There are cases when it is not desirable to remove a significant amount of heat from a specific corrosion zone of the heat exchanger. One example is when the amount of heat input from primary air required to dry the fuel is marginal. Installing the thermal barrier may stop the corrosion but prevent the proper application of the required heat. In this case, the solution may be to install the thermal-barrier tubes in the secondary air section and move heat to the primary air section to provide corrosion protection and sufficient heat input. In figure 8, the shaded blue area in the hot end illustrates how this can be accomplished. Moving additional heat to the primary air section below prevents the cold-end tube-metal temperature from going below the dewpoint.
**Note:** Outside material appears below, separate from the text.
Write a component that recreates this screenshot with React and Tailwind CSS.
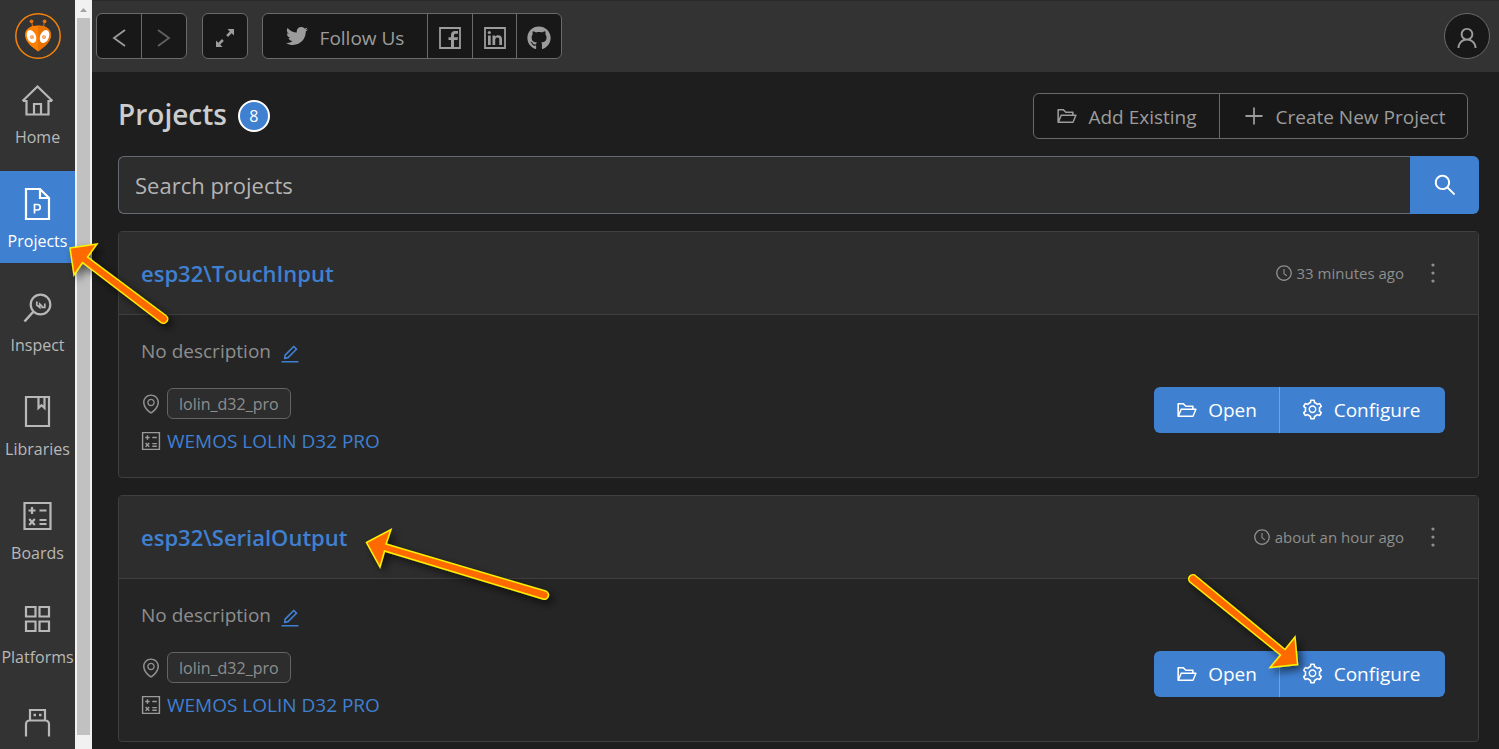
import React from "react";
import {
  AiOutlineFolderOpen,
  AiOutlineSetting,
  AiOutlineClockCircle,
  AiOutlineEnvironment,
  AiOutlineSearch,
  AiOutlinePlus,
  AiOutlineUser,
  AiOutlineEdit,
} from "react-icons/ai";
import { FaTwitter, FaGithub } from "react-icons/fa";

function Logo() {
  return (
    <svg width="46" height="46" viewBox="0 0 46 46" fill="none" aria-hidden="true" className="shrink-0">
      <circle cx="23" cy="23" r="22.2" stroke="#f5820b" strokeWidth="1.5" />
      <path d="M18 15 16.600 8.500M28 15 29.600 8.500" stroke="#b5651a" strokeWidth="1.2" />
      <circle cx="16.500" cy="8.300" r="1.900" fill="#e8730c" />
      <circle cx="29.600" cy="8.300" r="1.900" fill="#e8730c" />
      <path d="M23 12.500c7.500 0 13 3.200 13 9.500 0 7-7 12-13 16.500C17 34 10 29 10 22c0-6.300 5.500-9.500 13-9.500Z" fill="#ff7f00" />
      <path d="M23 12.500c7.500 0 13 3.200 13 9.500 0 7-7 12-13 16.500Z" fill="#e87300" />
      <ellipse cx="16.500" cy="23.500" rx="4.400" ry="6.800" transform="rotate(-22 16.500 23.500)" fill="#fff" />
      <ellipse cx="29.500" cy="23.500" rx="4.400" ry="6.800" transform="rotate(22 29.500 23.500)" fill="#fff" />
      <circle cx="17" cy="24" r="1.300" stroke="#f08020" strokeWidth="1.100" />
      <circle cx="29" cy="24" r="1.300" stroke="#f08020" strokeWidth="1.100" />
    </svg>
  );
}

function Glyph({ children }) {
  return (
    <svg width="35" height="34" viewBox="0 0 35 34" fill="none" stroke="currentColor" strokeWidth="2.200" aria-hidden="true" className="shrink-0">
      {children}
    </svg>
  );
}

function HomeIcon() {
  return (
    <Glyph>
      <path d="M2.500 18 17.500 3.500l15 14.500M3 18h3.500v13.500h22V18H32M14 31.500V21h7v10.500" />
    </Glyph>
  );
}

function ProjectIcon() {
  return (
    <Glyph>
      <path d="M6 2h14l9 9v21H6ZM20 2v9h9" />
      <path d="M14.500 26.500v-9h3a2.700 2.700 0 0 1 0 5.500h-3" strokeWidth="1.700" />
    </Glyph>
  );
}

function InspectIcon() {
  return (
    <Glyph>
      <circle cx="20.500" cy="13.500" r="9.800" />
      <path d="M13.500 20.500 4.500 30.500" strokeWidth="2.600" />
      <path d="M16.800 10.500v3.500l3 2.500v-3.500l3.500 3.500M24.800 12.500v4h-3.500" strokeWidth="1.700" />
    </Glyph>
  );
}

function LibraryIcon() {
  return (
    <Glyph>
      <path d="M6 2h23v29H6Z" />
      <path d="M18.500 3v10l3-2.700 3 2.700V3" />
    </Glyph>
  );
}

function BoardIcon({ small }) {
  return (
    <svg
      width={small ? 22 : 35}
      height={small ? 22 : 34}
      viewBox="0 0 34 34"
      fill="none"
      stroke="currentColor"
      strokeWidth="2.200"
      aria-hidden="true"
      className={small ? "-mx-px shrink-0" : "shrink-0"}
    >
      <path d="M4 4h26v26H4Z" />
      <path d="M8 11.500h7M11.500 8v7M19 11.500h7M8.700 20l5.600 6M14.300 20l-5.600 6M19 21h7M19 25h7" />
    </svg>
  );
}

function PlatformIcon() {
  return (
    <Glyph>
      <path d="M6 4h9.500v9.500H6ZM19.500 4H29v9.500h-9.500ZM6 18.500h9.500V28H6ZM19.500 18.500H29V28h-9.500Z" />
    </Glyph>
  );
}

function DeviceIcon() {
  return (
    <Glyph>
      <path d="M10 13V3h15v10M6 29.500V17a3.500 3.500 0 0 1 3.500-3.500h16A3.500 3.500 0 0 1 29 17v12.500" />
      <path d="M13.500 8H16M19 8h2.500" strokeWidth="2.500" />
    </Glyph>
  );
}

function ExpandIcon() {
  return (
    <svg width="20" height="20" viewBox="0 0 20 20" fill="currentColor" aria-hidden="true">
      <path d="M12.500 1H19v6.500l-2.300-2.300-3.700 3.700-1.800-1.800 3.600-3.700ZM1 12.500l2.300 2.300 3.700-3.700 1.800 1.800-3.600 3.700L7.500 19H1Z" />
    </svg>
  );
}

function FacebookIcon() {
  return (
    <svg width="22" height="22" viewBox="0 0 22 22" fill="none" aria-hidden="true">
      <path d="M1 1h20v20H1Z" stroke="currentColor" strokeWidth="1.800" />
      <path d="M12 21v-8H9.500v-2.800H12V8c0-2.800 1.500-4 4-4h3v2.800h-2c-1.400 0-2 .5-2 1.700v1.700h4l-.4 2.800H15v8Z" fill="currentColor" />
    </svg>
  );
}

function LinkedinIcon() {
  return (
    <svg width="22" height="22" viewBox="0 0 22 22" fill="none" aria-hidden="true">
      <path d="M1 1h20v20H1Z" stroke="currentColor" strokeWidth="1.800" />
      <path d="M4 8.500h2.700V18H4ZM8.500 8.500h2.600v1.300c.6-1 1.600-1.500 3-1.500 2.700 0 3.900 1.500 3.900 4.200V18h-2.700v-5c0-1.600-.5-2.400-1.900-2.400-1.500 0-2.200 1-2.200 2.600V18H8.500Z" fill="currentColor" />
      <circle cx="5.300" cy="5.500" r="1.600" fill="currentColor" />
    </svg>
  );
}

function Chevron({ d }) {
  return (
    <svg width="14" height="18" viewBox="0 0 14 18" fill="none" stroke="currentColor" strokeWidth="1.800" aria-hidden="true">
      <path d={d} />
    </svg>
  );
}

const navItems = [
  { label: "Home", Icon: HomeIcon },
  { label: "Projects", Icon: ProjectIcon, active: true },
  { label: "Inspect", Icon: InspectIcon },
  { label: "Libraries", Icon: LibraryIcon },
  { label: "Boards", Icon: BoardIcon },
  { label: "Platforms", Icon: PlatformIcon },
  { label: "Devices", Icon: DeviceIcon, iconOnly: true },
];

function Sidebar() {
  return (
    <aside className="flex w-[75px] shrink-0 flex-col items-center overflow-hidden bg-[#333333] pt-[13px]">
      <Logo />
      <nav className="mt-2 flex w-full flex-col gap-3">
        {navItems.map(({ label, Icon, active, iconOnly }) => (
          <a
            key={label}
            href="#"
            aria-label={label}
            className={
              active
                ? "flex h-[92px] shrink-0 flex-col items-center gap-2 bg-[#3f80d1] pt-4 text-base leading-6 text-white"
                : "flex h-[92px] shrink-0 flex-col items-center gap-2 pt-4 text-base leading-6 text-[#b8b8b8]"
            }
          >
            <Icon />
            {iconOnly ? null : label}
          </a>
        ))}
      </nav>
    </aside>
  );
}

function Scrollbar() {
  return (
    <div className="flex w-[17px] shrink-0 flex-col items-center bg-[#f1f1f1] pb-[14px]" aria-hidden="true">
      <svg width="17" height="18" viewBox="0 0 17 18">
        <path d="M5 12 8.500 8 12 12Z" fill="#a3a3a3" />
      </svg>
      <div className="w-[13px] flex-1 bg-[#c1c1c1]" />
    </div>
  );
}

const groupClass = "flex h-[46px] overflow-hidden rounded-md border border-[#6a6a6a] bg-[#181818] text-[#9c9c9c]";

function TopBar() {
  return (
    <header className="flex h-[72px] shrink-0 items-center border-t border-[#292929] bg-[#333333] pr-[9px] pb-px pl-1">
      <div className={groupClass}>
        <button aria-label="Back" className="flex w-11 items-center justify-center pt-1">
          <Chevron d="M13 1 2 9l11 8" />
        </button>
        <button aria-label="Forward" className="flex w-[45px] items-center justify-center border-l border-[#6a6a6a] pt-1 text-[#616161]">
          <Chevron d="m1 1 11 8-11 8" />
        </button>
      </div>
      <button aria-label="Expand" className="ml-[15px] flex size-[46px] items-center justify-center rounded-md border border-[#6a6a6a] bg-[#181818] pt-1 text-[#9c9c9c]">
        <ExpandIcon />
      </button>
      <div className={groupClass + " ml-[14px]"}>
        <button className="flex w-[164px] items-center justify-center gap-3 text-[19px]">
          <FaTwitter size={22} />
          <span className="pt-1">Follow Us</span>
        </button>
        <a href="#" aria-label="Facebook" className="flex w-[45px] items-center justify-center border-l border-[#6a6a6a] pt-1">
          <FacebookIcon />
        </a>
        <a href="#" aria-label="LinkedIn" className="flex w-11 items-center justify-center border-l border-[#6a6a6a] pt-1">
          <LinkedinIcon />
        </a>
        <a href="#" aria-label="GitHub" className="flex w-[45px] items-center justify-center border-l border-[#6a6a6a] pt-1">
          <FaGithub size={24} />
        </a>
      </div>
      <button aria-label="Account" className="ml-auto flex size-[46px] items-center justify-center rounded-full border border-[#6a6a6a] bg-[#181818] pt-1 text-[#9c9c9c]">
        <AiOutlineUser size={26} />
      </button>
    </header>
  );
}

function ProjectCard({ name, time }) {
  return (
    <article className="rounded-sm border border-[#3f3f3f] bg-[#252525]">
      <div className="flex h-[83px] items-center border-b border-[#3f3f3f] bg-[#2d2d2d] pr-9 pl-[22px]">
        <h2 className="text-[22px] font-semibold text-[#3f80d1]">
          <a href="#">{name}</a>
        </h2>
        <span className="ml-auto flex items-center gap-1 text-[15px] text-[#8e8e8e]">
          <AiOutlineClockCircle size={18} />
          {time}
        </span>
        <button aria-label="More actions" className="ml-5 flex w-[18px] justify-center text-[#8e8e8e]">
          <svg width="4" height="20" viewBox="0 0 4 20" fill="currentColor" aria-hidden="true">
            <circle cx="2" cy="2" r="1.600" />
            <circle cx="2" cy="10" r="1.600" />
            <circle cx="2" cy="18" r="1.600" />
          </svg>
        </button>
      </div>
      <div className="flex items-center justify-between pt-[22px] pr-[33px] pb-[22px] pl-[22px]">
        <div>
          <p className="flex h-7 items-center gap-2 text-[19px] text-[#8e8e8e]">
            No description
            <a href="#" aria-label="Edit description" className="pt-1.5 text-[#3f80d1]">
              <AiOutlineEdit size={22} />
            </a>
          </p>
          <div className="mt-[23px] flex h-[31px] items-center gap-[6px] text-[#8e8e8e]">
            <AiOutlineEnvironment size={22} className="-mx-px" />
            <span className="flex h-[31px] items-center rounded-md border border-[#636363] bg-[#2d2d2d] px-[11px] text-base">
              lolin_d32_pro
            </span>
          </div>
          <div className="mt-2 flex h-7 items-center gap-[6px] text-[#9a9a9a]">
            <BoardIcon small />
            <a href="#" className="text-[19px] text-[#3f80d1]">WEMOS LOLIN D32 PRO</a>
          </div>
        </div>
        <div className="mt-[27px] flex h-[46px] overflow-hidden rounded-md bg-[#3f80d1] text-[19px] text-white">
          <button className="flex w-[125px] items-center justify-center gap-[10px]">
            <AiOutlineFolderOpen size={22} />
            <span className="pt-0.5">Open</span>
          </button>
          <button className="flex w-[166px] items-center justify-center gap-[10px] border-l border-[#6fa4e4] pr-1">
            <AiOutlineSetting size={23} />
            <span className="pt-0.5">Configure</span>
          </button>
        </div>
      </div>
    </article>
  );
}

const arrows = [
  "M70 248 97 244 87.500 257 165.800 315.500A4 4 0 0 1 161 322.500L82.500 262.500 74 275Z",
  "M366.500 542.500 391 529.500 386 544 545.500 591A4 4 0 0 1 543 599L384.500 551 380 567Z",
  "M1297.500 664.500 1295 637 1285 649.500 1195.800 576A4 4 0 0 0 1190 582L1280.500 655 1270 667.500Z",
];

function Arrows() {
  return (
    <svg className="pointer-events-none absolute top-0 left-0 h-[749px] w-[1499px]" viewBox="0 0 1499 749" aria-hidden="true">
      <defs>
        <filter id="shadow" x="-20%" y="-20%" width="150%" height="150%">
          <feDropShadow dx="4" dy="4" stdDeviation="4" floodColor="#000" floodOpacity="0.600" />
        </filter>
      </defs>
      {arrows.map((d) => (
        <path key={d} d={d} fill="#ff6a00" stroke="#fff200" strokeWidth="1.500" filter="url(#shadow)" />
      ))}
    </svg>
  );
}

export default function App() {
  return (
    <div className="relative flex h-screen overflow-hidden bg-[#1e1e1e] font-['Open_Sans','Noto_Sans',sans-serif]">
      <Sidebar />
      <Scrollbar />
      <div className="flex min-w-0 flex-1 flex-col">
        <TopBar />
        <main className="flex flex-col pt-[21px] pr-5 pl-[26px]">
          <div className="flex items-center pr-[11px]">
            <h1 className="pb-1 text-[28px] leading-10 font-semibold text-[#cccccc]">Projects</h1>
            <span className="ml-[11px] flex size-8 items-center justify-center rounded-full border-2 border-white bg-[#3f80d1] text-base text-white">
              8
            </span>
            <div className={groupClass + " ml-auto text-[19px]"}>
              <button className="flex w-[185px] items-center justify-center gap-[10px]">
                <AiOutlineFolderOpen size={22} />
                <span className="pt-0.5">Add Existing</span>
              </button>
              <button className="flex w-[248px] items-center justify-center gap-[10px] border-l border-[#6a6a6a]">
                <AiOutlinePlus size={24} />
                <span className="pt-0.5">Create New Project</span>
              </button>
            </div>
          </div>
          <form className="mt-[17px] flex h-[58px]" onSubmit={(e) => e.preventDefault()}>
            <input
              type="text"
              aria-label="Search projects"
              placeholder="Search projects"
              className="min-w-0 flex-1 rounded-l-md border border-r-0 border-[#656a73] bg-[#2d2d2d] px-4 text-[22px] text-[#cccccc] outline-none placeholder:text-[#b4b4b4]"
            />
            <button aria-label="Search" className="flex w-[69px] items-center justify-center rounded-r-md bg-[#3f80d1] text-white">
              <AiOutlineSearch size={26} />
            </button>
          </form>
          <div className="mt-[17px] flex flex-col gap-[17px]">
            <ProjectCard name="esp32\TouchInput" time="33 minutes ago" />
            <ProjectCard name="esp32\SerialOutput" time="about an hour ago" />
          </div>
        </main>
      </div>
      <Arrows />
    </div>
  );
}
FIGURE 8. The thermal barrier liner is positioned in a hot area to keep the flue gas hot as it transitions into a cold area of the heat exchanger. Photos credit: CMS (Click on the image to enlarge.)

In conclusion, left unchecked, dewpoint corrosion can cause significant damage to heat exchanger tubes, tubesheets and structures. Heat exchanger problems cascade upstream and downstream from seemingly minor cracks and holes, causing damage to equipment like boilers, fans and emissions equipment. In worst-case scenarios, it can lead to equipment failure and unplanned shutdowns. When dewpoint corrosion is identified at an early stage, there are methods that can stop further damage and lengthen the life of a heat exchanger. Thermal barrier-lined tubes have a long track record of minimizing extreme corrosion cases. They are also effective in reducing fly-ash plugging due to condensation of the flue gas. This approach also results in reduced fuel consumption due to the fan power reduction and improved thermal efficiency of the boiler. These modifications can be accomplished during tight turnarounds and restore better airflow and gas flow immediately. While most units will eventually need replacing, there are also opportunities to extend heat exchanger operating lives with smarter repairs.